Sväng – In Trad We Trust (Galileo Music, 2020)

#CONSIGLIATOBLOGFOOLK 

Tervetuloa, signori finlandesi delle armoniche a bocca! Dopo tanto girovagare (circa diciassette anni e otto album) tra le musiche alte e basse, folk e popular con il loro acrobatismo acustico generato dal mirabolante incrocio f(i)atato di armoniche cromatiche, diatoniche e basso, gli Sväng decidono di rendere omaggio alla “casa spirituale”, rivolgendosi interamente ai repertori etnofonici finnici. Dunque, Eero Turkka (armoniche cromatiche e diatoniche), Eero Grundström (armoniche cromatiche e diatoniche), Jouko Kyhälä (harmonetta, armoniche diatoniche e cromatiche) e Pasi Leino (armonica basso) scelgono composizioni tradizionali per la cetra a tavola kantele e per la lira ad arco jouhikko, melodie violinistiche dei pelimanni e gli antichi canti runi. Attingendo, insomma, a quelli che considerano i “gioielli della folk music finnica”, con rispetto verso le fonti e le prassi esecutive, eppure non mettendo da parte il calore e l’imprevedibilità interpretativa che li contraddistinguono dagli esordi né smarrendo la vena ironica, a cominciare dal titolo “In Trad we trust” e dalle immagini del booklet che accompagna l’album. Aprono con “Vanha jatsi” (Vecchio Jazz), in cui riprendono una combinazione strumentale di violino e harmonium (Sulo Masalin e Eero Hautsalo). Ancora riflettori sulla prassi violinistica in “Korsbäck schottis”, dove l’armonica basso cerca di riprodurre la prontezza ritmica della coppia di rispettati violinisti tradizionali della Finlandia occidentale Valter Enlund e Torsten Pärus. 
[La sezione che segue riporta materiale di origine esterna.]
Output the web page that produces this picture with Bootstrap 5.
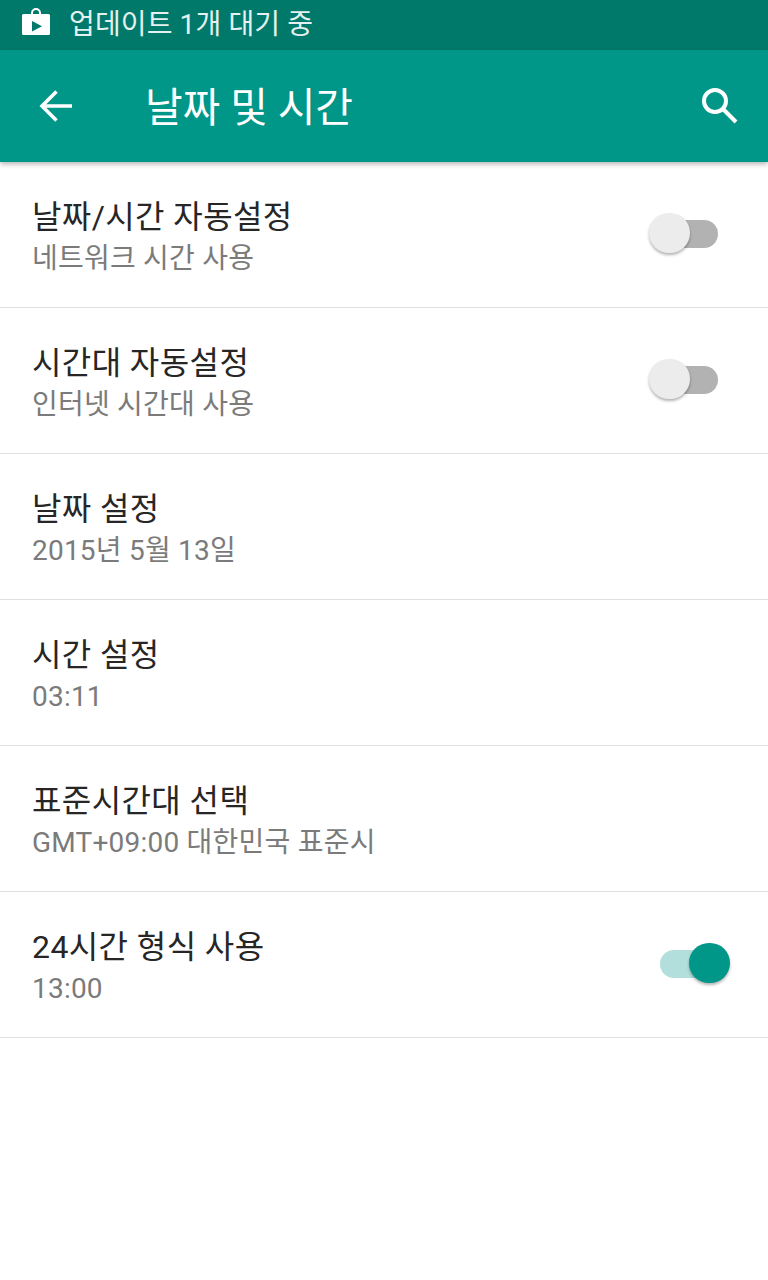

Dopo lo zibaldone di canti e danze intitolato “Pajod”, i quattro armonicisti piazzano due canzoni (“Lapsuuden kodin ovella” e “Tumman orren alla”) che ben si adattano all’armonica a due lati (in maggiore e minore). Con la compassata “Minä yksin kuljen” gli Sväng ci portano nella tradizione Rom finlandese, per poi riprendere il passo baldanzoso nelle due successive danze, “Euran polkka” e “Mollipolkka”. “Kirkonkellot ja maanitus”, invece, è un tema per kantele che era stato concepito ricalcando il suono delle campane di una chiesa ortodossa, modalità non rara tra i suonatori della cetra: il superbo arrangiamento del quartetto che ricalca lo stile esecutivo del kantele in Carelia (entrambe la mani partecipano nel produrre melodia e accompagnamento creando tessiture dal ritmico pronunciato con variazioni improvvisative minimali) ci consegna uno degli episodi più alti del disco per la capacità tecnica ed espressiva di combinare i diversi strumenti. I quattro cavalieri dell’armonica a bocca si prendono, poi, la briga di portare nel programma prima la tradizione svedese dell’Ostrobothnia costiera, suonando “Björndansin efter Peter Ragvals”, poi lo stile violinistico della Finlandia occidentale in “Polskasikermä”. Si cambia registro con il celebre “Peltoniemen Hintriikin surumarssi” (Marcia Funebre di Hintriiki Peltoniemi), un motivo che in Finlandia è conosciuto anche al di fuori dei circuiti della folk music: qui l’incedere malinconico della marcia lascia spazio nella seconda parte ad un movimentato guizzo di speranza. Non poteva mancare, a concludere questo viaggio nelle musiche folk locali, un omaggio al Festival Folk di Kaustinen e alla quadriglia (“Katrillia, Pilkkua ja Wappua”), tra le nuove pratiche coreutiche invalse a partire dagli anni ’80 del Novecento in uno degli appuntamenti più significativi dell’Europa folk. Chi ha apprezzato le funamboliche incisioni del passato non rimarrà deluso dallo strabiliante furoreggiare del quartetto nel corpus della tradizione finnica.